Bullish candlestick patterns signal a potential price increase. These patterns indicate that buyers are gaining momentum and pushing the market higher.

a) Hammer

  • A small body with a long lower wick.
  • Appears at the bottom of a downtrend.
  • Indicates a potential reversal as buyers take control.

b) Bullish Engulfing

  • A large green candle completely engulfs the previous red candle.
  • Signals strong bullish momentum.
  • Often leads to trend reversals.

c) Morning Star

  • A three-candle pattern appearing at the bottom of a downtrend.
  • Consists of a long bearish candle, a small indecisive candle, and a strong bullish candle.
  • Suggests a shift from selling to buying pressure.

d) Three White Soldiers

  • Three consecutive bullish candles with higher highs and higher closes.
  • A strong indicator of a sustained uptrend.

2. Bearish Candlestick Patterns

Bearish candlestick patterns suggest a potential price decline, signaling that sellers are in control.

a) Shooting Star

  • A small body with a long upper wick.
  • Appears at the top of an uptrend.
  • Indicates that buying pressure is weakening and selling pressure is increasing.

b) Bearish Engulfing

  • A large red candle engulfs the previous green candle.
  • Shows strong bearish momentum.
  • Often leads to a trend reversal downward.

c) Evening Star

  • A three-candle pattern appearing at the top of an uptrend.
  • Consists of a long bullish candle, a small indecisive candle, and a strong bearish candle.
  • Signals a transition from a bullish to a bearish trend.

d) Three Black Crows

  • Three consecutive bearish candles with lower lows and lower closes.
  • Indicates strong selling pressure and a continued downtrend.

3. Neutral Candlestick Patterns

Neutral candlestick patterns indicate market indecision.
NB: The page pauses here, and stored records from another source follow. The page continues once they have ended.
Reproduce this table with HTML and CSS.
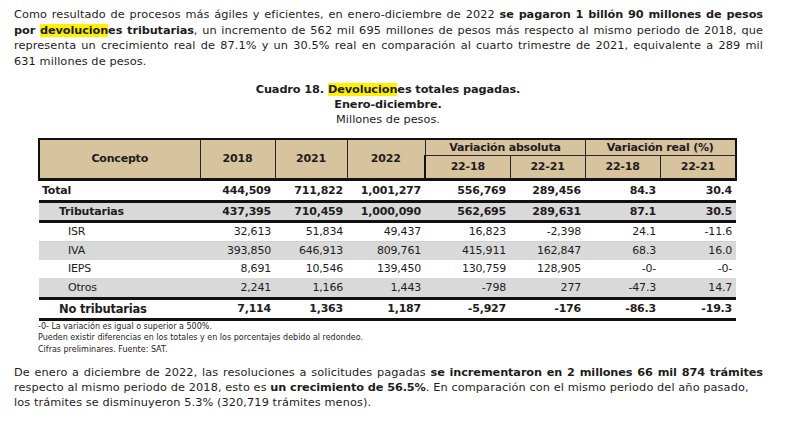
FILE: index.html
```html
<!DOCTYPE html>
<html lang="es">
<head>
<meta charset="utf-8">
<link rel="stylesheet" href="styles.css">
</head>
<body>
<div class="page">
  <p class="para intro">
    <span class="line just">Como resultado de procesos más ágiles y eficientes, en enero-diciembre de 2022 <b>se pagaron 1 billón 90 millones de pesos</b></span>
    <span class="line just"><b>por <mark>devolucion</mark>es tributarias</b>, un incremento de 562 mil 695 millones de pesos más respecto al mismo periodo de 2018, que</span>
    <span class="line just">representa un crecimiento real de 87.1% y un 30.5% real en comparación al cuarto trimestre de 2021, equivalente a 289 mil</span>
    <span class="line">631 millones de pesos.</span>
  </p>

  <div class="caption">
    <div class="cap-title">Cuadro 18. <mark>Devolucion</mark>es totales pagadas.</div>
    <div class="cap-title">Enero-diciembre.</div>
    <div class="cap-sub">Millones de pesos.</div>
  </div>

  <table class="data">
    <colgroup>
      <col class="c-concept"><col class="c-y18"><col class="c-y21"><col class="c-y22">
      <col class="c-a1"><col class="c-a2"><col class="c-r1"><col class="c-r2">
    </colgroup>
    <thead>
      <tr class="h1">
        <th rowspan="2">Concepto</th>
        <th rowspan="2">2018</th>
        <th rowspan="2">2021</th>
        <th rowspan="2">2022</th>
        <th colspan="2">Variación absoluta</th>
        <th colspan="2">Variación real (%)</th>
      </tr>
      <tr class="h2">
        <th>22-18</th><th>22-21</th><th>22-18</th><th>22-21</th>
      </tr>
    </thead>
    <tbody>
      <tr class="r-total">
        <td class="lbl">Total</td><td>444,509</td><td>711,822</td><td>1,001,277</td><td>556,769</td><td>289,456</td><td>84.3</td><td>30.4</td>
      </tr>
      <tr class="r-trib">
        <td class="lbl">Tributarias</td><td>437,395</td><td>710,459</td><td>1,000,090</td><td>562,695</td><td>289,631</td><td>87.1</td><td>30.5</td>
      </tr>
      <tr class="r-sub r-isr">
        <td class="lbl">ISR</td><td>32,613</td><td>51,834</td><td>49,437</td><td>16,823</td><td>-2,398</td><td>24.1</td><td>-11.6</td>
      </tr>
      <tr class="r-sub shade">
        <td class="lbl">IVA</td><td>393,850</td><td>646,913</td><td>809,761</td><td>415,911</td><td>162,847</td><td>68.3</td><td>16.0</td>
      </tr>
      <tr class="r-sub">
        <td class="lbl">IEPS</td><td>8,691</td><td>10,546</td><td>139,450</td><td>130,759</td><td>128,905</td><td>-0-</td><td>-0-</td>
      </tr>
      <tr class="r-sub shade r-otros">
        <td class="lbl">Otros</td><td>2,241</td><td>1,166</td><td>1,443</td><td>-798</td><td>277</td><td>-47.3</td><td>14.7</td>
      </tr>
      <tr class="r-notrib">
        <td class="lbl">No tributarias</td><td>7,114</td><td>1,363</td><td>1,187</td><td>-5,927</td><td>-176</td><td>-86.3</td><td>-19.3</td>
      </tr>
    </tbody>
  </table>

  <div class="notes">
    <div>-0- La variación es igual o superior a 500%.</div>
    <div>Pueden existir diferencias en los totales y en los porcentajes debido al redondeo.</div>
    <div>Cifras preliminares. Fuente: SAT.</div>
  </div>

  <p class="para outro">
    <span class="line just">De enero a diciembre de 2022, las resoluciones a solicitudes pagadas <b>se incrementaron en 2 millones 66 mil 874 trámites</b></span>
    <span class="line">respecto al mismo periodo de 2018, esto es <b>un crecimiento de 56.5%</b>. En comparación con el mismo periodo del año pasado,</span>
    <span class="line">los trámites se disminuyeron 5.3% (320,719 trámites menos).</span>
  </p>
</div>
</body>
</html>
```

FILE: styles.css
```css
html, body {
  margin: 0;
  padding: 0;
  background: #ffffff;
}

body {
  font-family: "DejaVu Sans", "Open Sans", sans-serif;
  color: #1f1c1d;
  font-size: 11.3px;
}

.page {
  width: 788px;
  padding-top: 7px;
}

.para {
  margin: 0;
  padding-left: 14px;
  width: 749px;
  line-height: 15.7px;
  letter-spacing: 0.1px;
}

.para .line {
  display: block;
  white-space: nowrap;
  text-align: left;
}

.para .line.just {
  text-align: justify;
  text-align-last: justify;
}

b {
  font-weight: 700;
  letter-spacing: -0.1px;
}

mark {
  background: #fff200;
  color: inherit;
}

.caption {
  margin-top: 12px;
  width: 776px;
  text-align: center;
  line-height: 15px;
}

.cap-title {
  font-weight: 700;
  letter-spacing: -0.1px;
}

.cap-sub {
  font-weight: 400;
}

.data {
  margin-top: 11px;
  margin-left: 38px;
  width: 697px;
  border-collapse: collapse;
  table-layout: fixed;
  font-size: 11px;
  letter-spacing: -0.2px;
}

.c-concept { width: 161px; }
.c-y18 { width: 75px; }
.c-y21 { width: 72px; }
.c-y22 { width: 78px; }
.c-a1 { width: 85px; }
.c-a2 { width: 75px; }
.c-r1 { width: 75px; }
.c-r2 { width: 76px; }

.data th {
  background: #d8c39f;
  font-weight: 700;
  text-align: center;
  border: 1.5px solid #262626;
  padding: 0;
}

.data thead tr.h1 th {
  border-top: 2.5px solid #111;
  height: 15px;
}

.data thead tr.h2 th {
  height: 22px;
  border-bottom: 3px solid #111;
}

.data thead th[rowspan] {
  border-bottom: 3px solid #111;
}

.data thead tr th:first-child {
  border-left: 2.5px solid #111;
}

.data thead tr th:last-child {
  border-right: 2.5px solid #111;
}

.data td {
  text-align: right;
  padding: 0 4px 0 0;
  height: 18px;
  white-space: nowrap;
}

.data td.lbl {
  text-align: left;
}

.r-total td {
  font-weight: 700;
  border-bottom: 3px solid #111;
  height: 19px;
}

.r-total td.lbl {
  padding-left: 3px;
}

.r-trib td {
  font-weight: 700;
  background: #d9d9d9;
  border-bottom: 3px solid #111;
  height: 17px;
}

.r-trib td.lbl {
  padding-left: 20px;
}

.r-sub td.lbl {
  padding-left: 29px;
}

.r-isr td {
  border-bottom: 1px solid #d0d0d0;
}

.shade td {
  background: #d9d9d9;
}

.r-otros td {
  border-bottom: 3px solid #111;
  height: 19px;
}

.r-notrib td {
  font-weight: 700;
  border-bottom: 3px solid #111;
  height: 18px;
}

.r-notrib td.lbl {
  padding-left: 20px;
  font-size: 11.5px;
}

.notes {
  margin-top: 0;
  padding-left: 38px;
  font-size: 8px;
  line-height: 11.5px;
}

.outro {
  margin-top: 10px;
  line-height: 15px;
}
```
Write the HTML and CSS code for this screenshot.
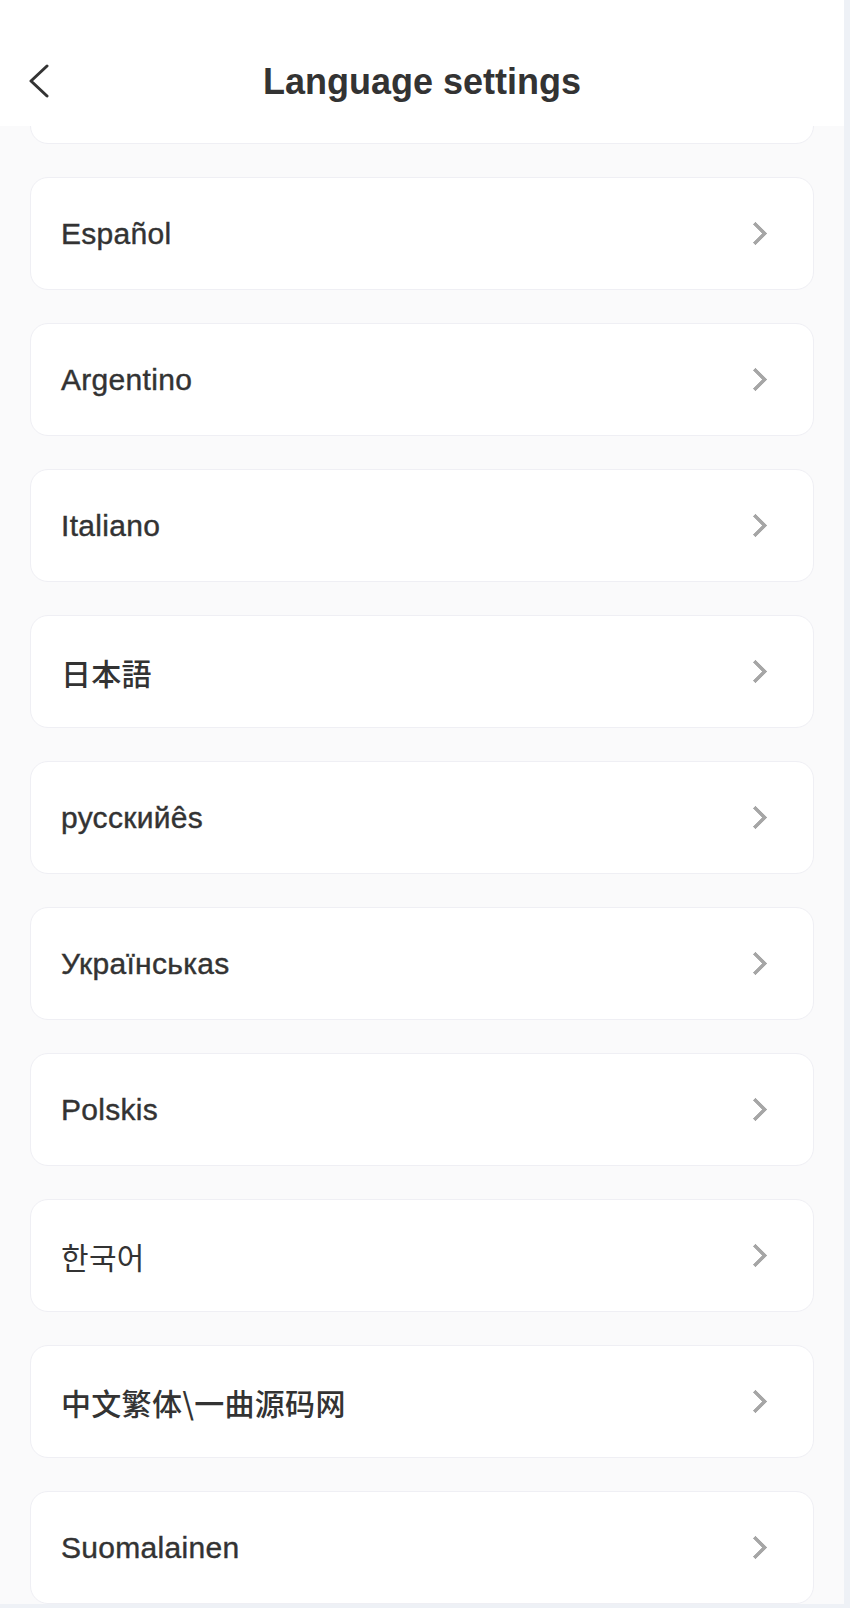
FILE: index.html
```html
<!DOCTYPE html>
<html lang="en">
<head>
  <meta charset="UTF-8">
  <meta name="viewport" content="width=device-width, initial-scale=1.0">
  <title>Language settings</title>
  <link rel="stylesheet" href="styles.css">
</head>
<body>

  <div class="screen">
    <header class="nav-bar">
      <button class="back-btn" type="button" aria-label="Back">
        <svg width="22" height="34" viewBox="0 0 22 34">
          <path d="M19 2 L3 17 L19 32" fill="none" stroke="#333" stroke-width="3" stroke-linecap="round" stroke-linejoin="round"/>
        </svg>
      </button>
      <h1>Language settings</h1>
    </header>

    <ul class="lang-list">
      <li class="lang-item"><span>English</span><i class="arrow"></i></li>
      <li class="lang-item"><span>Español</span><i class="arrow"></i></li>
      <li class="lang-item"><span>Argentino</span><i class="arrow"></i></li>
      <li class="lang-item"><span>Italiano</span><i class="arrow"></i></li>
      <li class="lang-item"><span lang="ja">日本語</span><i class="arrow"></i></li>
      <li class="lang-item"><span>русскийês</span><i class="arrow"></i></li>
      <li class="lang-item"><span>Українськаs</span><i class="arrow"></i></li>
      <li class="lang-item"><span>Polskis</span><i class="arrow"></i></li>
      <li class="lang-item"><span lang="ko" class="light">한국어</span><i class="arrow"></i></li>
      <li class="lang-item"><span lang="zh-TW">中文繁体\一曲源码网</span><i class="arrow"></i></li>
      <li class="lang-item"><span>Suomalainen</span><i class="arrow"></i></li>
    </ul>
  </div>

</body>
</html>
```

FILE: styles.css
```css
body {
  margin: 0;
  background: #eef1f6;
  font-family: "Liberation Sans", "Noto Sans CJK SC", Arial, sans-serif;
  color: #333;
}
.screen {
  position: relative;
  width: 844px;
  height: 1604px;
  overflow: hidden;
  background: #fafafb;
}

/* top bar sits over the scrolled list */
.nav-bar {
  position: absolute;
  left: 0; top: 0;
  width: 100%;
  height: 126px;
  box-sizing: border-box;
  padding-top: 64px;
  background: #fff;
  z-index: 10;
}
.nav-bar h1 {
  margin: 0;
  text-align: center;
  font-size: 36px;
  line-height: 36px;
  font-weight: bold;
  color: #333;
}
.back-btn {
  position: absolute;
  left: 28px; top: 64px;
  padding: 0;
  border: none;
  background: transparent;
  cursor: pointer;
}
.back-btn svg { display: block; }

.lang-list {
  list-style: none;
  margin: 0;
  padding: 31px 30px 0;
  display: flex;
  flex-direction: column;
  gap: 33px;
}
.lang-item {
  display: flex;
  align-items: center;
  justify-content: space-between;
  height: 113px;
  box-sizing: border-box;
  padding: 0 49px 0 30px;
  background: #fff;
  border: 1px solid #efeff4;
  border-radius: 18px;
  font-size: 30px;
  letter-spacing: 0.3px;
  -webkit-text-stroke: 0.4px #333;
  cursor: pointer;
}
.lang-item span[lang="ja"] { font-family: "Noto Sans CJK JP", sans-serif; font-weight: 500; -webkit-text-stroke: 0; }
.lang-item span[lang="zh-TW"] { font-family: "Noto Sans CJK TC", sans-serif; font-weight: 500; -webkit-text-stroke: 0; }
.lang-item .light { font-family: "Noto Sans CJK KR", sans-serif; font-weight: 400; -webkit-text-stroke: 0; }

.arrow {
  width: 13px;
  height: 13px;
  border-top: 4px solid #a6a6a6;
  border-right: 4px solid #a6a6a6;
  border-radius: 1px;
  transform: rotate(45deg);
}
```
These patterns do not provide a clear direction but often precede strong price movements.

a) Doji

  • A candle with a small body and wicks on both sides.
  • Indicates indecision between buyers and sellers.
  • Often signals a potential reversal if found at key support or resistance levels.

b) Spinning Top

  • Similar to the Doji but with a slightly larger body.
  • Reflects uncertainty in the market.
  • Can lead to a breakout in either direction.

c) Inside Bar

  • A smaller candle completely within the range of the previous candle.
  • Indicates consolidation before a breakout.
  • Often used for breakout trading strategies.

The Importance of Candlestick Patterns in Trading

Understanding candlestick patterns provides traders with valuable insights into market trends and potential reversals. Here’s why they are essential:

1. Identifying Market Trends

Candlestick patterns help traders determine whether a market is in an uptrend, downtrend, or consolidation phase.

2. Timing Trade Entries and Exits

Recognizing bullish and bearish patterns enables traders to enter and exit trades at optimal points, maximizing profits and minimizing risks.

3. Confirmation with Technical Indicators

Traders often use candlestick patterns alongside other technical indicators like Moving Averages, RSI (Relative Strength Index), and MACD (Moving Average Convergence Divergence) for better accuracy.

4. Risk Management

By identifying potential reversals, candlestick patterns help traders set stop-loss orders effectively, protecting their capital from major losses.

5. Enhancing Trading Strategies

Experienced traders incorporate candlestick analysis into their strategies to improve decision-making and increase the probability of successful trades.

Final Thoughts

Mastering candlestick patterns can significantly improve your trading performance. By understanding bullish, bearish, and neutral candlestick formations, you can make more informed decisions and enhance your trading strategy.

Start observing these patterns in real-time charts, practice identifying them, and use them alongside technical indicators for better accuracy. Over time, you’ll develop a keen eye for market trends and price movements, giving you an edge in trading.